Powerhouse silent film director Rex Ingram, lost his mojo when he moved operations from Hollywood to France*; films still good, Zeitgeist missing. His second, both impressive and influential, a horror film loosely based on a Somerset Maugham novel, strongly suggesting James Whale’s FRANKENSTEIN/’31. It stars Ingram’s regular leading-lady (and wife) Alice Terry as a sculptor saved from paralysis by blandly handsome doc Iván Petrovich, their romance interrupted by ‘mad scientist’ Paul Wegener, hypnotically luring Terry to his castle to get his hands on the life-giving blood only she can supply for his experiments.

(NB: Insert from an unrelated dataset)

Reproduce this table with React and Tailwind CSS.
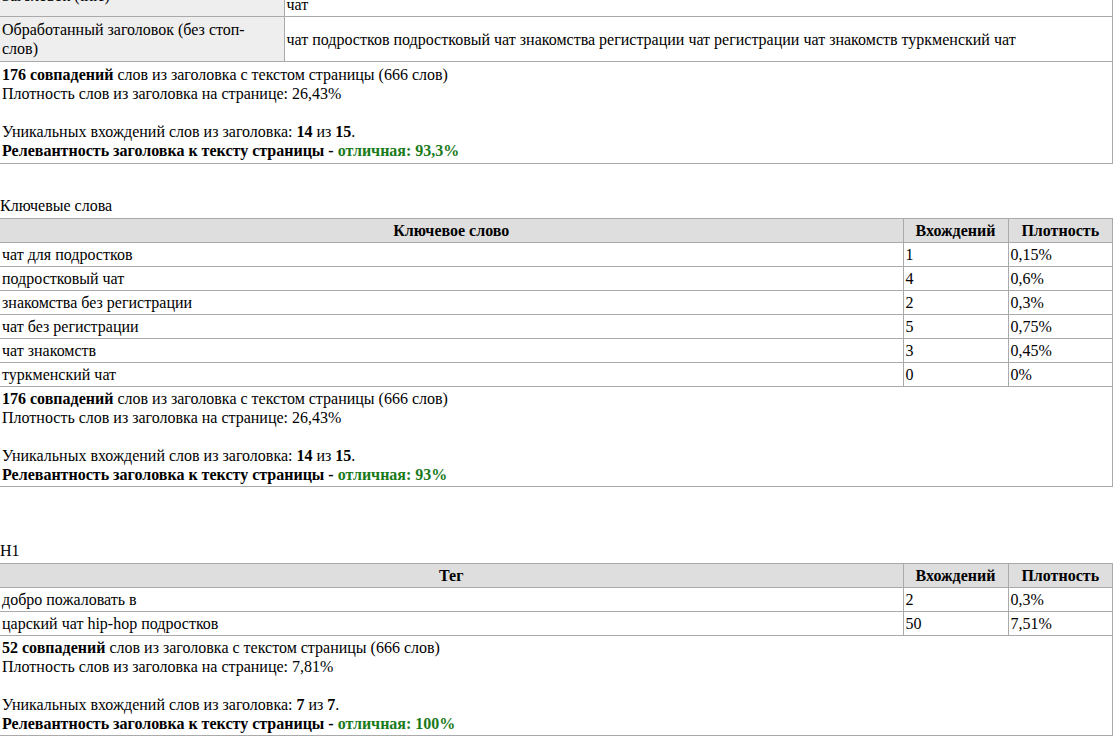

Ingram, working for the last time with painterly cinematographer John Seitz (FOUR HORSEMEN OF THE APOCALYPSE, PRISONER OF ZENDA, SCARAMOUCHE behind him; collaborations with Billy Wilder, Preston Sturges ahead), puts on a series of very creepy/very effective set pieces (a hallucinatory Walpurgisnacht; carnivals & snake acts; a laboratory in a thunder struck tower), but the story never acquires the sexy momentum Ingram drew from Terry with Rudolph Valentino & Ramon Novarro. While villainous Paul Wegener might be posing for stills, a tactic that worked better in his signature role of THE GOLEM/’20. Worthwhile, faults and all, especially in the fine edition put out by TCM (see it here: LINK - https://www.youtube.com/watch?v=xl0dc5cB-8w), with a score by Robert Israel that uses lots of Tchaikovsky, Liszt & Chopin.

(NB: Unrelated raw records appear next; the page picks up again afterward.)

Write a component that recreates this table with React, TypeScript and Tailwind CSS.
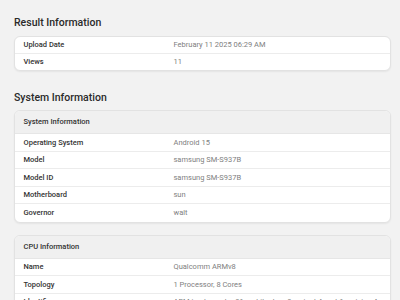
import React from "react";

type Row = [string, string];

function Rows({ rows, h }: { rows: Row[]; h: string }) {
  return (
    <>
      {rows.map(([k, v], i) => (
        <div
          key={k}
          className={`flex items-center ${h} ${i < rows.length - 1 ? "border-b border-[#ececec]" : ""}`}
        >
          <div className="w-[40%] pl-[8.5px] text-[7.5px] font-medium text-[#333333] whitespace-nowrap">
            {k}
          </div>
          <div className="flex-1 pl-[8.5px] text-[7.5px] text-[#808080] whitespace-nowrap overflow-hidden">
            {v}
          </div>
        </div>
      ))}
    </>
  );
}

function Card({ title, rows, className = "" }: { title?: string; rows: Row[]; className?: string }) {
  return (
    <div
      className={`w-[377px] rounded-[6px] border border-[#e2e2e2] bg-white shadow-[0_1px_2px_rgba(0,0,0,0.06)] overflow-hidden ${className}`}
    >
      {title && (
        <div className="h-[23px] flex items-center pl-[8.5px] bg-[#f0f0f0] border-b border-[#e6e6e6] text-[7.5px] font-medium text-[#333333]">
          {title}
        </div>
      )}
      <Rows rows={rows} h={title ? "h-[17.5px]" : "h-[16.5px]"} />
    </div>
  );
}

export default function App() {
  return (
    <div
      className="w-[400px] h-[300px] overflow-hidden bg-[#f2f2f2] pl-[14px]"
      style={{ fontFamily: "Roboto, 'Noto Sans', sans-serif" }}
    >
      <h2 className="pt-[16px] mb-[6px] h-[30px] leading-[14px] text-[10.5px] font-medium text-[#2a2a2a]">
        Result Information
      </h2>
      <Card
        rows={[
          ["Upload Date", "February 11 2025 06:29 AM"],
          ["Views", "11"],
        ]}
      />
      <h2 className="mt-[20px] mb-[5px] h-[14px] leading-[14px] text-[10.5px] font-medium text-[#2a2a2a]">
        System Information
      </h2>
      <Card
        title="System Information"
        rows={[
          ["Operating System", "Android 15"],
          ["Model", "samsung SM-S937B"],
          ["Model ID", "samsung SM-S937B"],
          ["Motherboard", "sun"],
          ["Governor", "walt"],
        ]}
      />
      <Card
        className="mt-[12px]"
        title="CPU Information"
        rows={[
          ["Name", "Qualcomm ARMv8"],
          ["Topology", "1 Processor, 8 Cores"],
          ["Identifier", "ARM implementer 81 architecture 8 variant 4 part 1 revision 4"],
          ["Cluster 1", "2 Cores @ 4.47 GHz"],
        ]}
      />
    </div>
  );
}
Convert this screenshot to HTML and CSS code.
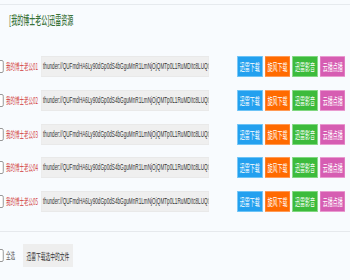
FILE: index.html
```html
<!DOCTYPE html>
<html lang="zh-CN">
<head>
<meta charset="utf-8">
<title>迅雷资源</title>
<link rel="stylesheet" href="styles.css">
</head>
<body>
<div class="page">
  <div class="topline"></div>
  <h2 class="title">[我的博士老公]迅雷资源</h2>
  <ul class="list">
    <li class="row">
      <input type="checkbox" class="chk">
      <span class="name">我的博士老公01</span>
      <div class="link">thunder://QUFmdHA6Ly90dGp0dS4bGguMnR1LmNjOjQMTp0L1RuMDItc8LUQtQUFmdHA6Ly90</div>
      <div class="btns">
        <a class="btn blue">迅雷下载</a>
        <a class="btn orange">旋风下载</a>
        <a class="btn green">迅雷影音</a>
        <a class="btn pink">云播点播</a>
      </div>
    </li>
    <li class="row">
      <input type="checkbox" class="chk">
      <span class="name">我的博士老公02</span>
      <div class="link">thunder://QUFmdHA6Ly90dGp0dS4bGguMnR1LmNjOjQMTp0L1RuMDItc8LUQtQUFmdHA6Ly90</div>
      <div class="btns">
        <a class="btn blue">迅雷下载</a>
        <a class="btn orange">旋风下载</a>
        <a class="btn green">迅雷影音</a>
        <a class="btn pink">云播点播</a>
      </div>
    </li>
    <li class="row">
      <input type="checkbox" class="chk">
      <span class="name">我的博士老公03</span>
      <div class="link">thunder://QUFmdHA6Ly90dGp0dS4bGguMnR1LmNjOjQMTp0L1RuMDItc8LUQtQUFmdHA6Ly90</div>
      <div class="btns">
        <a class="btn blue">迅雷下载</a>
        <a class="btn orange">旋风下载</a>
        <a class="btn green">迅雷影音</a>
        <a class="btn pink">云播点播</a>
      </div>
    </li>
    <li class="row">
      <input type="checkbox" class="chk">
      <span class="name">我的博士老公04</span>
      <div class="link">thunder://QUFmdHA6Ly90dGp0dS4bGguMnR1LmNjOjQMTp0L1RuMDItc8LUQtQUFmdHA6Ly90</div>
      <div class="btns">
        <a class="btn blue">迅雷下载</a>
        <a class="btn orange">旋风下载</a>
        <a class="btn green">迅雷影音</a>
        <a class="btn pink">云播点播</a>
      </div>
    </li>
    <li class="row">
      <input type="checkbox" class="chk">
      <span class="name">我的博士老公05</span>
      <div class="link">thunder://QUFmdHA6Ly90dGp0dS4bGguMnR1LmNjOjQMTp0L1RuMDItc8LUQtQUFmdHA6Ly90</div>
      <div class="btns">
        <a class="btn blue">迅雷下载</a>
        <a class="btn orange">旋风下载</a>
        <a class="btn green">迅雷影音</a>
        <a class="btn pink">云播点播</a>
      </div>
    </li>
  </ul>
  <div class="divider"></div>
  <div class="footer">
    <input type="checkbox" class="chk">
    <span class="all">全选</span>
    <a class="dl-selected">迅雷下载选中的文件</a>
  </div>
</div>
</body>
</html>
```

FILE: styles.css
```css
html, body {
  margin: 0;
  padding: 0;
  background: #f8fbfe;
  overflow: hidden;
}
body {
  width: 350px;
  height: 280px;
  font-family: "Noto Sans CJK SC", "Noto Sans", sans-serif;
}
.page {
  width: 700px;
  transform: scaleX(0.5);
  transform-origin: 0 0;
}
.topline {
  margin-top: 4px;
  height: 1px;
  background: #e6eaee;
}
.title {
  margin: 8px 0 0 18px;
  font-size: 12px;
  line-height: 14px;
  height: 14px;
  font-weight: 500;
  color: #3a733a;
}
.list {
  list-style: none;
  margin: 29px 0 0 0;
  padding: 0;
}
.row {
  display: flex;
  align-items: center;
  height: 21px;
  margin-bottom: 12.75px;
}
.chk {
  width: 13px;
  height: 13px;
  margin: 0 5px 0 -6px;
  flex: none;
}
.name {
  width: 70px;
  flex: none;
  font-size: 9px;
  color: #d23b3b;
  white-space: nowrap;
}
.link {
  width: 328px;
  height: 19px;
  padding: 0 3px;
  flex: none;
  background: #efefef;
  border: 1px solid #e9e9e9;
  font-family: "Liberation Sans", Arial, sans-serif;
  font-size: 9.3px;
  line-height: 19px;
  color: #333;
  white-space: nowrap;
  overflow: hidden;
}
.btns {
  display: flex;
  gap: 5.3px;
  margin-left: 56.6px;
}
.btn {
  box-sizing: border-box;
  width: 50px;
  height: 21px;
  display: flex;
  align-items: center;
  justify-content: center;
  font-size: 10px;
  color: #fff;
  border: 1px solid;
  white-space: nowrap;
}
.blue { background: #23a0ef; border-color: #6cc3f6; }
.orange { background: #ff6a00; border-color: #ff9a55; }
.green { background: #3cbb3c; border-color: #7fd77f; }
.pink { background: #d65db2; border-color: #e99bd0; }
.divider {
  margin-top: 19px;
  height: 1px;
  background: #e6e9ed;
}
.footer {
  display: flex;
  align-items: center;
  margin-top: 12px;
  height: 23px;
}
.all {
  width: 34px;
  flex: none;
  font-size: 9px;
  color: #555;
}
.dl-selected {
  width: 100px;
  height: 23px;
  display: flex;
  align-items: center;
  justify-content: center;
  background: #eeeeee;
  font-size: 9.5px;
  color: #333;
  white-space: nowrap;
}
```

SCREWY THOUGHT OF THE DAY: *Ingram was miffed when Metro Pictures merged into Metro-Goldwyn-Mayer, doubly so when passed over for BEN-HUR/’25.
READ ALL ABOUT IT: British director Michael Powell fell into the movie business and worked his way up in three of Ingram’s French productions. Recalled in remarkable detail in the first (and better) volume of his auto-bio A LIFE IN THE MOVIES.